I believe these rulings were fair to both sides, and were correct.
VI. EVIDENCE OF OTHER WRONGDOING
The Government's evidence was to the effect that Alfonso Tumini, Esq., a young lawyer working for Mr. Pirillo, delivered $15,000 in cash in an envelope to the defendant on March 30, 1974, and an additional $12,500 in cash on or about May 6, 1974. The Government was also in possession of evidence that the defendant had earlier solicited, and accepted, a $5,000 cash bribe from two individuals named Ellick and Gerner, in connection with an unrelated zoning matter. Well in advance of trial, the Government furnished counsel for the defendant with copies of the statements of Messrs. Ellick and Gerner, advising him that they might be called as witnesses at trial.

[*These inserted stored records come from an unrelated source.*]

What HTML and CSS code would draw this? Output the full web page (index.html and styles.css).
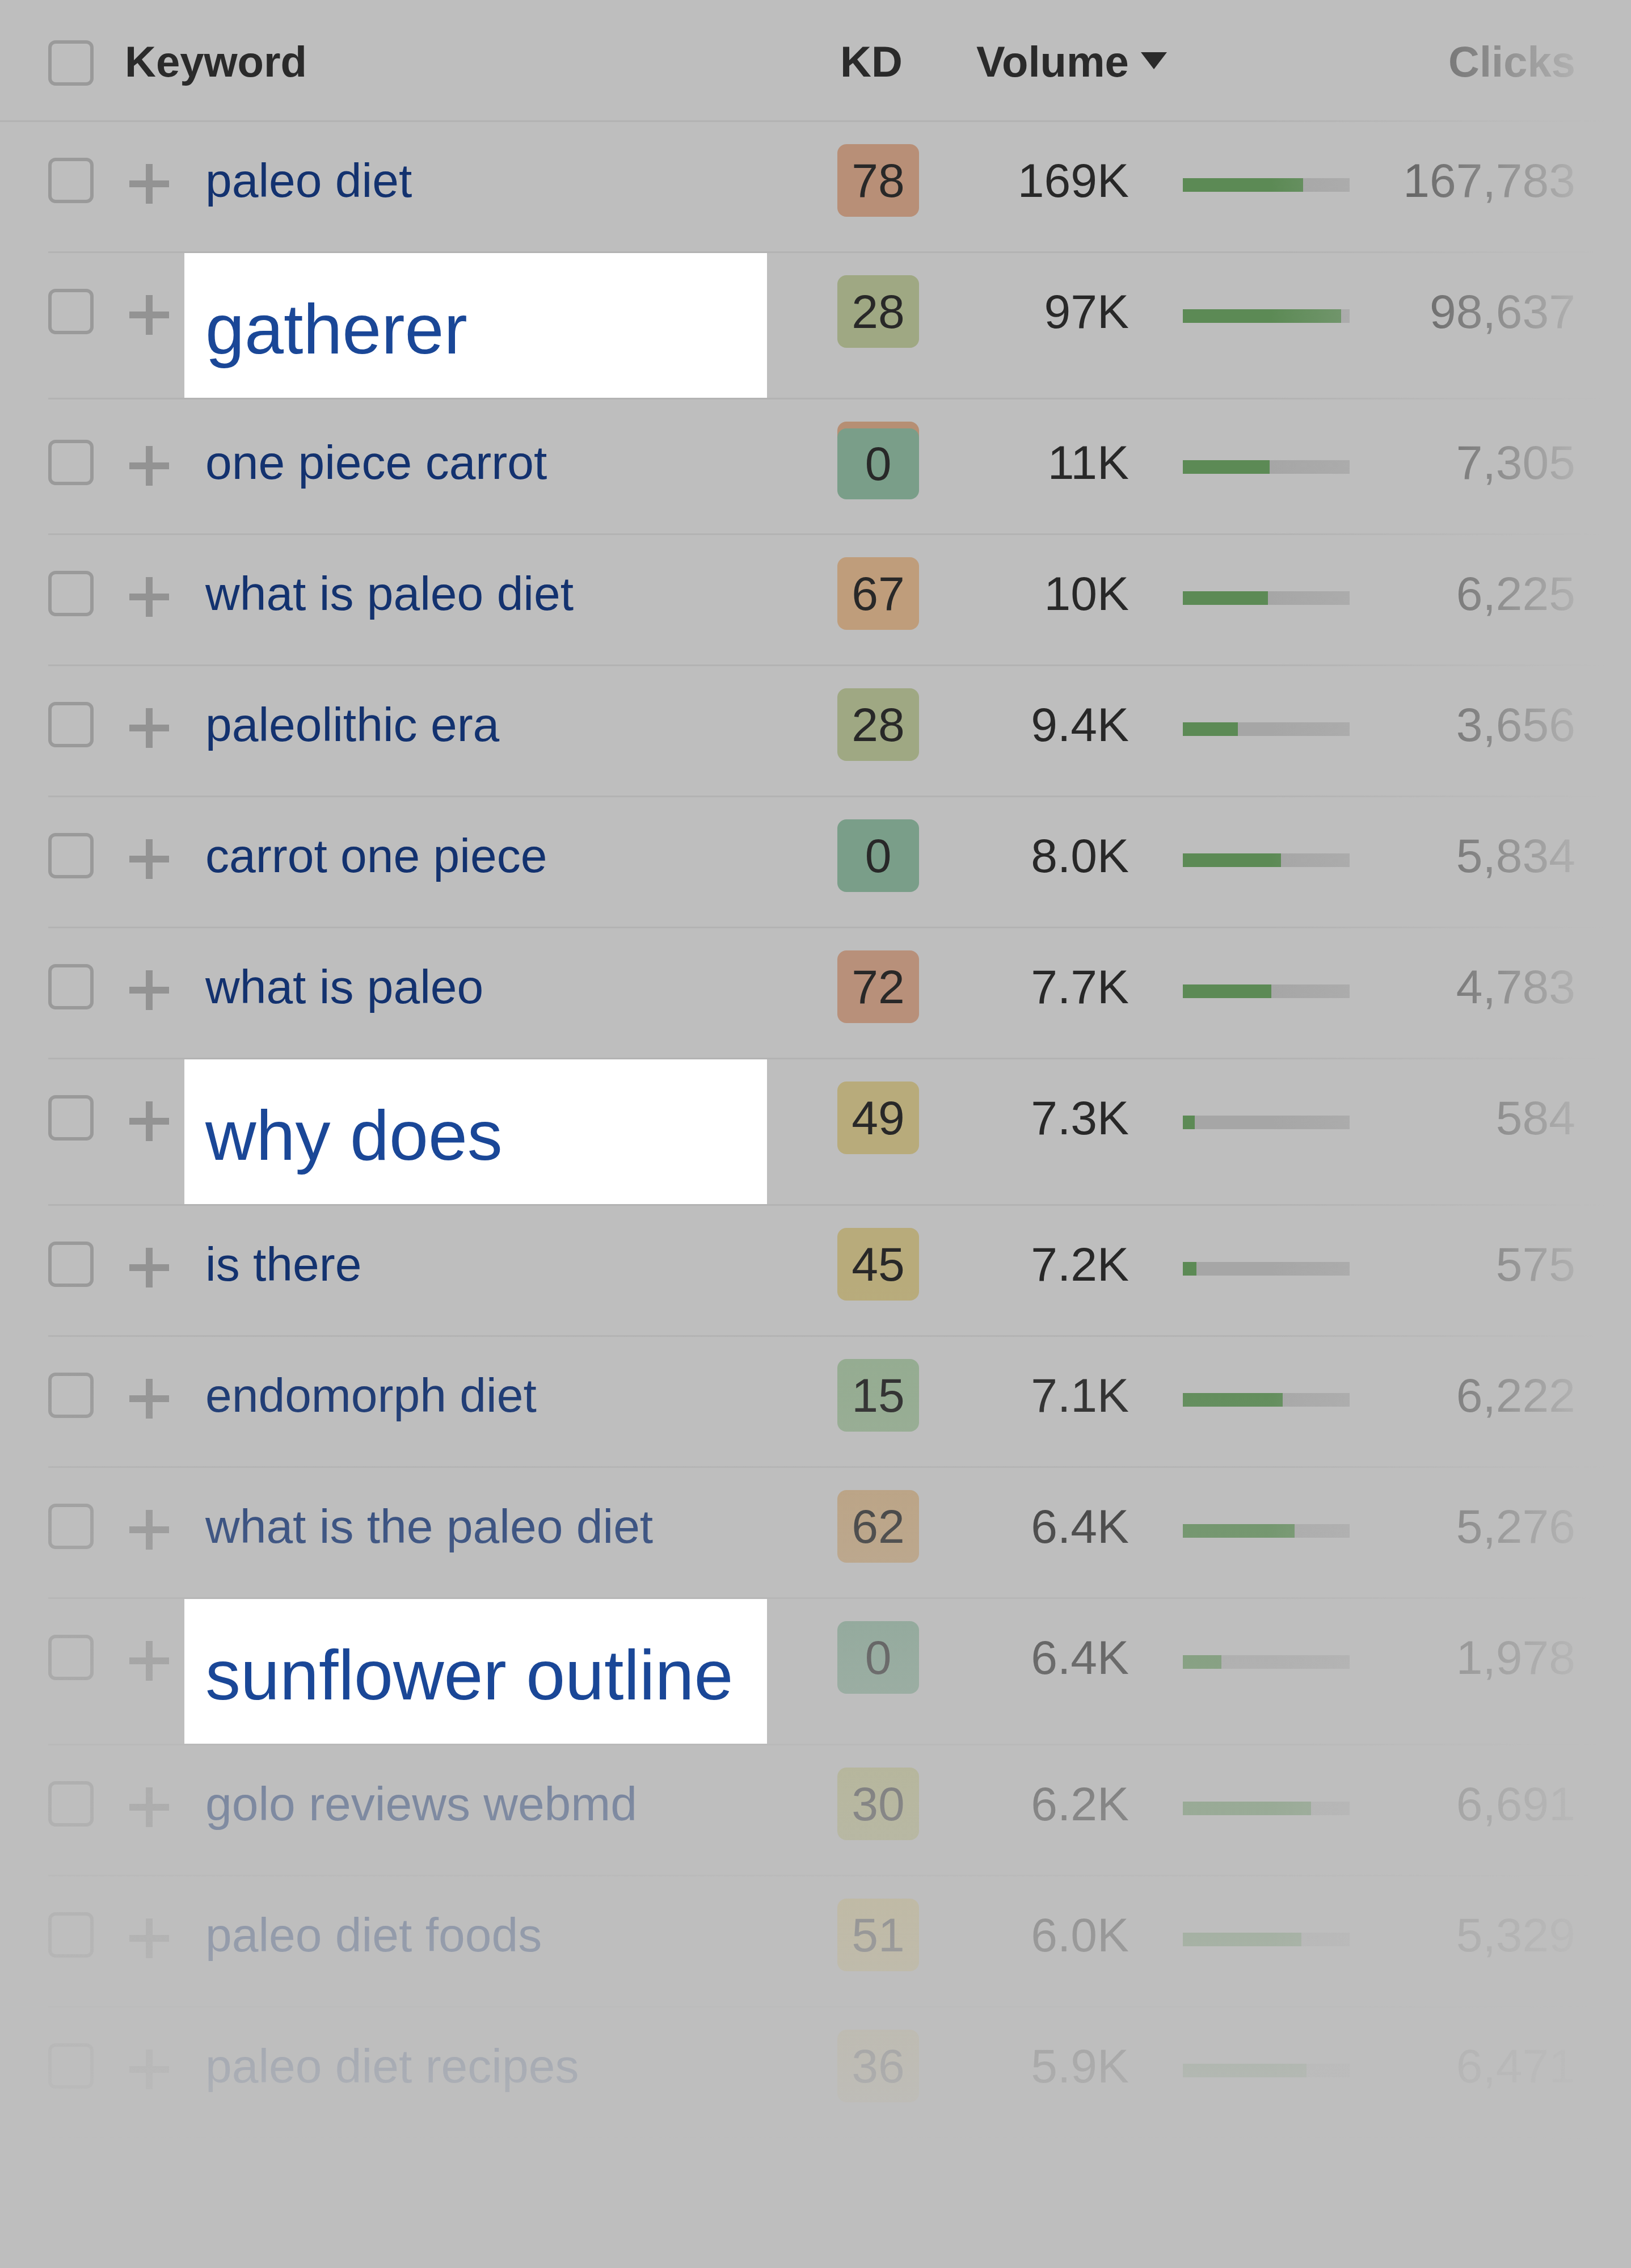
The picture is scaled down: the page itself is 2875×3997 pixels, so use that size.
FILE: index.html
```html
<!DOCTYPE html>
<html lang="en">
<head>
<meta charset="utf-8">
<title>Keywords</title>
<link rel="stylesheet" href="styles.css">
</head>
<body>
<div class="table">
  <div class="thead">
    <span class="cb cb--head"></span>
    <div class="th th-kw">Keyword</div>
    <div class="th th-kd">KD</div>
    <div class="th th-vol">Volume<span class="caret"></span></div>
    <div class="th th-clicks">Clicks</div>
  </div>

  <div class="row">
    <span class="cb"></span>
    <svg class="plus" viewBox="0 0 70 70"><path d="M35 0V70M0 35H70"/></svg>
    <div class="kw">paleo diet</div>
    <div class="kd kd-78">78</div>
    <div class="vol">169K</div>
    <div class="bar"><div class="bar-fill" style="width:72%"></div></div>
    <div class="clicks">167,783</div>
  </div>

  <div class="row row--hl">
    <span class="cb"></span>
    <svg class="plus" viewBox="0 0 70 70"><path d="M35 0V70M0 35H70"/></svg>
    <div class="kw">gatherer</div>
    <div class="kd kd-28">28</div>
    <div class="vol">97K</div>
    <div class="bar"><div class="bar-fill" style="width:95%"></div></div>
    <div class="clicks">98,637</div>
  </div>

  <div class="row row--shift">
    <span class="cb"></span>
    <svg class="plus" viewBox="0 0 70 70"><path d="M35 0V70M0 35H70"/></svg>
    <div class="kw">one piece carrot</div>
    <div class="kd kd-0 kd--capped">0</div>
    <div class="vol">11K</div>
    <div class="bar"><div class="bar-fill" style="width:52%"></div></div>
    <div class="clicks">7,305</div>
  </div>

  <div class="row">
    <span class="cb"></span>
    <svg class="plus" viewBox="0 0 70 70"><path d="M35 0V70M0 35H70"/></svg>
    <div class="kw">what is paleo diet</div>
    <div class="kd kd-67">67</div>
    <div class="vol">10K</div>
    <div class="bar"><div class="bar-fill" style="width:51%"></div></div>
    <div class="clicks">6,225</div>
  </div>

  <div class="row">
    <span class="cb"></span>
    <svg class="plus" viewBox="0 0 70 70"><path d="M35 0V70M0 35H70"/></svg>
    <div class="kw">paleolithic era</div>
    <div class="kd kd-28">28</div>
    <div class="vol">9.4K</div>
    <div class="bar"><div class="bar-fill" style="width:33%"></div></div>
    <div class="clicks">3,656</div>
  </div>

  <div class="row">
    <span class="cb"></span>
    <svg class="plus" viewBox="0 0 70 70"><path d="M35 0V70M0 35H70"/></svg>
    <div class="kw">carrot one piece</div>
    <div class="kd kd-0">0</div>
    <div class="vol">8.0K</div>
    <div class="bar"><div class="bar-fill" style="width:59%"></div></div>
    <div class="clicks">5,834</div>
  </div>

  <div class="row">
    <span class="cb"></span>
    <svg class="plus" viewBox="0 0 70 70"><path d="M35 0V70M0 35H70"/></svg>
    <div class="kw">what is paleo</div>
    <div class="kd kd-72">72</div>
    <div class="vol">7.7K</div>
    <div class="bar"><div class="bar-fill" style="width:53%"></div></div>
    <div class="clicks">4,783</div>
  </div>

  <div class="row row--hl">
    <span class="cb"></span>
    <svg class="plus" viewBox="0 0 70 70"><path d="M35 0V70M0 35H70"/></svg>
    <div class="kw">why does</div>
    <div class="kd kd-49">49</div>
    <div class="vol">7.3K</div>
    <div class="bar"><div class="bar-fill" style="width:7%"></div></div>
    <div class="clicks">584</div>
  </div>

  <div class="row">
    <span class="cb"></span>
    <svg class="plus" viewBox="0 0 70 70"><path d="M35 0V70M0 35H70"/></svg>
    <div class="kw">is there</div>
    <div class="kd kd-45">45</div>
    <div class="vol">7.2K</div>
    <div class="bar"><div class="bar-fill" style="width:8%"></div></div>
    <div class="clicks">575</div>
  </div>

  <div class="row">
    <span class="cb"></span>
    <svg class="plus" viewBox="0 0 70 70"><path d="M35 0V70M0 35H70"/></svg>
    <div class="kw">endomorph diet</div>
    <div class="kd kd-15">15</div>
    <div class="vol">7.1K</div>
    <div class="bar"><div class="bar-fill" style="width:60%"></div></div>
    <div class="clicks">6,222</div>
  </div>

  <div class="row">
    <span class="cb"></span>
    <svg class="plus" viewBox="0 0 70 70"><path d="M35 0V70M0 35H70"/></svg>
    <div class="kw">what is the paleo diet</div>
    <div class="kd kd-62">62</div>
    <div class="vol">6.4K</div>
    <div class="bar"><div class="bar-fill" style="width:67%"></div></div>
    <div class="clicks">5,276</div>
  </div>

  <div class="row row--hl">
    <span class="cb"></span>
    <svg class="plus" viewBox="0 0 70 70"><path d="M35 0V70M0 35H70"/></svg>
    <div class="kw">sunflower outline</div>
    <div class="kd kd-0">0</div>
    <div class="vol">6.4K</div>
    <div class="bar"><div class="bar-fill" style="width:23%"></div></div>
    <div class="clicks">1,978</div>
  </div>

  <div class="row">
    <span class="cb"></span>
    <svg class="plus" viewBox="0 0 70 70"><path d="M35 0V70M0 35H70"/></svg>
    <div class="kw">golo reviews webmd</div>
    <div class="kd kd-30">30</div>
    <div class="vol">6.2K</div>
    <div class="bar"><div class="bar-fill" style="width:77%"></div></div>
    <div class="clicks">6,691</div>
  </div>

  <div class="row">
    <span class="cb"></span>
    <svg class="plus" viewBox="0 0 70 70"><path d="M35 0V70M0 35H70"/></svg>
    <div class="kw">paleo diet foods</div>
    <div class="kd kd-51">51</div>
    <div class="vol">6.0K</div>
    <div class="bar"><div class="bar-fill" style="width:71%"></div></div>
    <div class="clicks">5,329</div>
  </div>

  <div class="row">
    <span class="cb"></span>
    <svg class="plus" viewBox="0 0 70 70"><path d="M35 0V70M0 35H70"/></svg>
    <div class="kw">paleo diet recipes</div>
    <div class="kd kd-36">36</div>
    <div class="vol">5.9K</div>
    <div class="bar"><div class="bar-fill" style="width:74%"></div></div>
    <div class="clicks">6,471</div>
  </div>

  <div class="fade-bottom"></div>
  <div class="fade-right"></div>
</div>
</body>
</html>
```

FILE: styles.css
```css
html, body {
  margin: 0;
  padding: 0;
  background: #bebebe;
}

body {
  width: 2875px;
  height: 3997px;
  overflow: hidden;
  font-family: "Liberation Sans", Arial, Helvetica, sans-serif;
  color: #282828;
}

.table {
  position: relative;
  height: 3997px;
}

/* ---------- header ---------- */
.thead {
  display: flex;
  align-items: flex-start;
  height: 212px;
  padding-left: 85px;
  border-bottom: 3px solid #b3b3b3;
}

.th {
  flex: none;
  font-size: 76px;
  font-weight: 700;
  line-height: 100px;
  padding-top: 59px;
  color: #2a2a2a;
  white-space: nowrap;
}

.th-kw {
  margin-left: 55px;
  width: 1256px;
}

.th-kd {
  width: 144px;
  box-sizing: border-box;
  padding-left: 5px;
}

.th-vol {
  display: flex;
  align-items: flex-start;
  margin-left: 101px;
}

.caret {
  flex: none;
  width: 0;
  height: 0;
  margin-left: 21px;
  margin-top: 33px;
  border-left: 23px solid transparent;
  border-right: 23px solid transparent;
  border-top: 30px solid #2a2a2a;
}

.th-clicks {
  margin-left: auto;
  margin-right: 98px;
}

/* ---------- rows ---------- */
.row {
  display: flex;
  align-items: flex-start;
  height: 228px;
  margin-left: 85px;
  border-bottom: 3px solid #b3b3b3;
}

.row--hl {
  height: 255px;
}

.row--shift {
  padding-top: 8px;
}

.cb {
  flex: none;
  box-sizing: border-box;
  width: 80px;
  height: 80px;
  margin-top: 63px;
  border: 6px solid #9a9a9a;
  border-radius: 13px;
}

.cb--head {
  margin-top: 71px;
}

.plus {
  flex: none;
  display: block;
  width: 70px;
  height: 70px;
  margin-left: 63px;
  margin-top: 74px;
}

.plus path {
  stroke: #939393;
  stroke-width: 12;
  fill: none;
}

.kw {
  flex: none;
  align-self: stretch;
  box-sizing: border-box;
  width: 1027px;
  margin-left: 27px;
  padding-left: 37px;
  padding-top: 53px;
  font-size: 84px;
  line-height: 100px;
  color: #13326f;
  white-space: nowrap;
}

.row--hl .kw {
  position: relative;
  z-index: 2;
  background: #ffffff;
  font-size: 124px;
  line-height: 140px;
  padding-top: 64px;
  color: #1a4797;
}

.kd {
  flex: none;
  width: 144px;
  height: 128px;
  margin-left: 124px;
  margin-top: 39px;
  border-radius: 16px;
  text-align: center;
  font-size: 84px;
  line-height: 128px;
  color: #282828;
}

.kd--capped {
  height: 125px;
  line-height: 125px;
  margin-top: 43px;
  box-shadow: 0 -12px 0 0 #b68f74;
}

.kd-78 { background: #b88f77; }
.kd-72 { background: #b8907a; }
.kd-67 { background: #bf9d7b; }
.kd-62 { background: #bb9e79; }
.kd-51 { background: #c4b068; }
.kd-49 { background: #b8ab7b; }
.kd-45 { background: #b8ab7b; }
.kd-36 { background: #bfae76; }
.kd-30 { background: #acac70; }
.kd-28 { background: #9fa883; }
.kd-15 { background: #93ab8f; }
.kd-0  { background: #7a9e89; }

.vol {
  flex: none;
  width: 370px;
  text-align: right;
  padding-top: 53px;
  font-size: 84px;
  line-height: 100px;
  color: #282828;
}

.bar {
  flex: none;
  width: 294px;
  height: 24px;
  margin-left: 95px;
  margin-top: 99px;
  background: #a6a6a6;
}

.bar-fill {
  height: 100%;
  background: #5c8a55;
}

.clicks {
  flex: none;
  width: 398px;
  text-align: right;
  padding-top: 53px;
  font-size: 84px;
  line-height: 100px;
  color: #282828;
}

/* ---------- fades ---------- */
.fade-bottom {
  position: absolute;
  left: 0;
  right: 0;
  top: 2250px;
  bottom: 0;
  z-index: 1;
  pointer-events: none;
  background: linear-gradient(to bottom,
    rgba(190, 190, 190, 0) 0px,
    rgba(190, 190, 190, 0.08) 208px,
    rgba(190, 190, 190, 0.25) 439px,
    rgba(190, 190, 190, 0.44) 670px,
    rgba(190, 190, 190, 0.62) 928px,
    rgba(190, 190, 190, 0.75) 1159px,
    rgba(190, 190, 190, 0.87) 1390px,
    rgba(190, 190, 190, 1) 1600px);
}

.fade-right {
  position: absolute;
  top: 0;
  bottom: 0;
  left: 2240px;
  right: 0;
  z-index: 1;
  pointer-events: none;
  background: linear-gradient(to right,
    rgba(190, 190, 190, 0) 0px,
    rgba(190, 190, 190, 1) 590px);
}
```
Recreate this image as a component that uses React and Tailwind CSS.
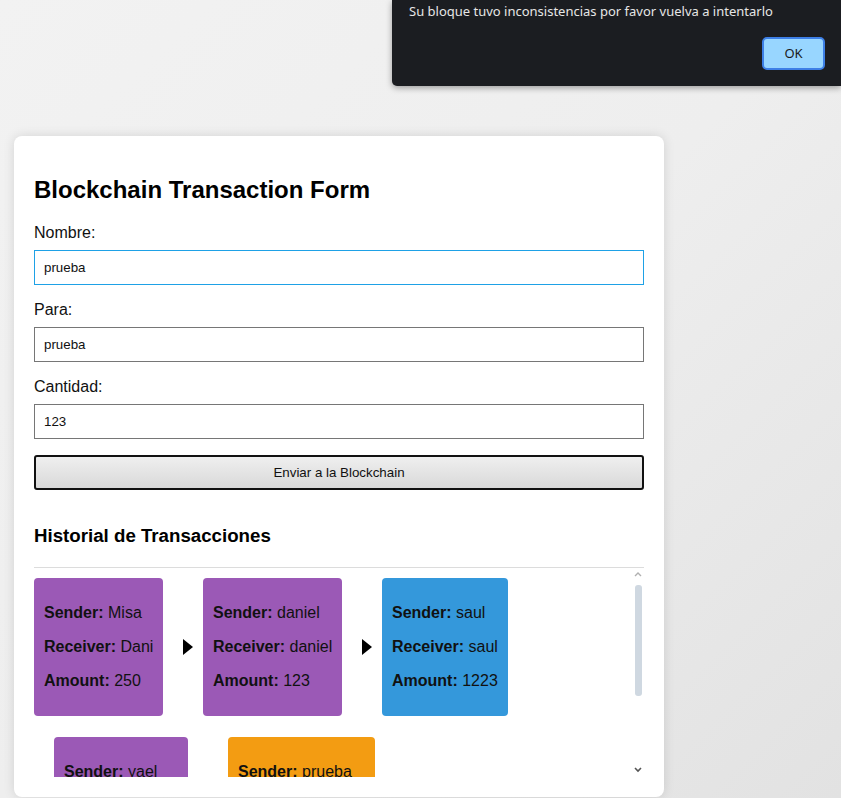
import React from 'react';

const blocks = [
    [
        { sender: 'Misa', receiver: 'Dani', amount: 250, color: 'bg-[#9b59b6]', w: 'w-[129px]' },
        { sender: 'daniel', receiver: 'daniel', amount: 123, color: 'bg-[#9b59b6]', w: 'w-[139px]' },
        { sender: 'saul', receiver: 'saul', amount: 1223, color: 'bg-[#3498db]', w: 'w-[126px]' },
    ],
    [
        { sender: 'yael', receiver: 'Misa', amount: 50, color: 'bg-[#9b59b6]', w: 'w-[134px]' },
        { sender: 'prueba', receiver: 'prueba', amount: 123, color: 'bg-[#f39c12]', w: 'w-[147px]' },
    ],
];

const Arrow = () => (
    <div className="ml-[20px] mr-[10px] w-0 h-0 border-l-[10px] border-l-black border-y-[8px] border-y-transparent" />
);

const Block = ({ b }) => (
    <div className={`${b.color} ${b.w} shrink-0 rounded-[4px] px-[10px] py-[10px] text-[16px] leading-[18px] text-[#111]`}>
        <p className="my-[16px] whitespace-nowrap"><b>Sender:</b> {b.sender}</p>
        <p className="my-[16px] whitespace-nowrap"><b>Receiver:</b> {b.receiver}</p>
        <p className="my-[16px] whitespace-nowrap"><b>Amount:</b> {b.amount}</p>
    </div>
);

const Field = ({ label, value, focused, first }) => (
    <div className={first ? '' : 'mt-[15px]'}>
        <label className="block text-[16px] leading-[18px] text-[#111] mb-[9px] pt-[1px]">{label}</label>
        <div className={`h-[35px] -mt-[1px] flex items-center pl-[9px] text-[13.33px] text-[#111] border ${focused ? 'border-[#1ea1e6]' : 'border-[#767676]'}`}>
            {value}
        </div>
    </div>
);

export default function App() {
    return (
        <div className="relative min-h-[798px] h-[798px] overflow-hidden bg-gradient-to-br from-[#f2f2f2] via-[#eeeeee] to-[#e2e2e2] font-['Liberation_Sans',Arial,sans-serif]">

            {/* alert dialog */}
            <div className="absolute top-0 left-[392px] right-0 h-[86px] bg-[#1b1d21] rounded-bl-[5px] shadow-[0_2px_6px_rgba(0,0,0,0.35)] font-['Noto_Sans','Open_Sans',sans-serif]">
                <p className="pl-[17px] pt-[1px] text-[13px] leading-[20px] text-[#e6e6e6]">Su bloque tuvo inconsistencias por favor vuelva a intentarlo</p>
                <div className="flex justify-end pr-[16px] mt-[16px]">
                    <button className="w-[63px] h-[33px] rounded-[5px] border-2 border-[#3d7fe6] bg-[#98d6ff] text-[13px] text-[#1a1a1a]">OK</button>
                </div>
            </div>

            {/* form card */}
            <div className="absolute left-[14px] top-[136px] w-[650px] h-[661px] bg-white rounded-[8px] shadow-[0_0_12px_rgba(0,0,0,0.12)] px-[20px] pt-[20px] pb-[20px] flex flex-col">
                <h2 className="mt-[20px] text-[24px] leading-[28px] font-bold text-black">Blockchain Transaction Form</h2>

                <div className="mt-[19px]">
                    <Field label="Nombre:" value="prueba" focused first />
                    <Field label="Para:" value="prueba" />
                    <Field label="Cantidad:" value="123" />
                </div>

                <button className="mt-[16px] h-[35px] w-full border-2 border-[#111] rounded-[3px] bg-gradient-to-b from-[#efefef] to-[#d9d9d9] text-[13.33px] text-[#111]">
                    Enviar a la Blockchain
                </button>

                <h3 className="mt-[35px] text-[18.7px] leading-[22px] font-bold text-black">Historial de Transacciones</h3>

                {/* history scroll box */}
                <div className="mt-[20px] flex-1 min-h-0 border-t border-[#dcdcdc] flex overflow-hidden">
                    <div className="flex-1 pt-[10px] overflow-hidden">
                        {blocks.map((row, ri) => (
                            <div key={ri} className={`flex items-center ${ri === 1 ? 'mt-[21px] ml-[20px]' : ''}`}>
                                {row.map((b, i) => (
                                    <React.Fragment key={i}>
                                        {i > 0 && <Arrow />}
                                        <Block b={b} />
                                    </React.Fragment>
                                ))}
                            </div>
                        ))}
                    </div>
                    <div className="w-[14px] shrink-0 flex flex-col items-center pt-[3px] pb-[4px]">
                        <svg width="8" height="6" viewBox="0 0 8 6" className="ml-[2px]"><path d="M1 5 L4 2 L7 5" fill="none" stroke="#b0b0b0" strokeWidth="1.4" /></svg>
                        <div className="mt-[8px] ml-[2px] w-[7px] h-[111px] rounded-[3px] bg-[#cfd8e1]" />
                        <div className="flex-1" />
                        <svg width="8" height="6" viewBox="0 0 8 6" className="ml-[2px]"><path d="M1 1 L4 4 L7 1" fill="none" stroke="#555" strokeWidth="1.6" /></svg>
                    </div>
                </div>
            </div>
        </div>
    );
}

The zoning bribe was allegedly solicited and accepted in April of 1973. At that time, the defendant was a member of the Board of the Parking Authority of the City of Philadelphia, but apparently had not yet become a member of the Board of the Redevelopment Authority, although the record is not crystal clear on that subject.
There was no reference to the Ellick-Gerner zoning transaction in the Government's case in chief. The defendant took the stand in his own defense, in order to deny receipt of the $27,500 cash payments from Mr. Tumini. Defense counsel was obviously anxious to avoid opening the door to evidence concerning the zoning transaction, and therefore attempted carefully to limit his questioning of the defendant, but the defendant could not be restrained:
"Q. Did you ever receive an envelope with money in it at the Redevelopment Authority on or about March 30, 1976, from Mr. Tumini?
"A. I have never received the money with an envelope in it -- rather an envelope with money in it on March 30, '76, '75, '74, '73. I have never received an envelope with money in it at the Redevelopment Authority from anyone, let alone Mr. Tumini.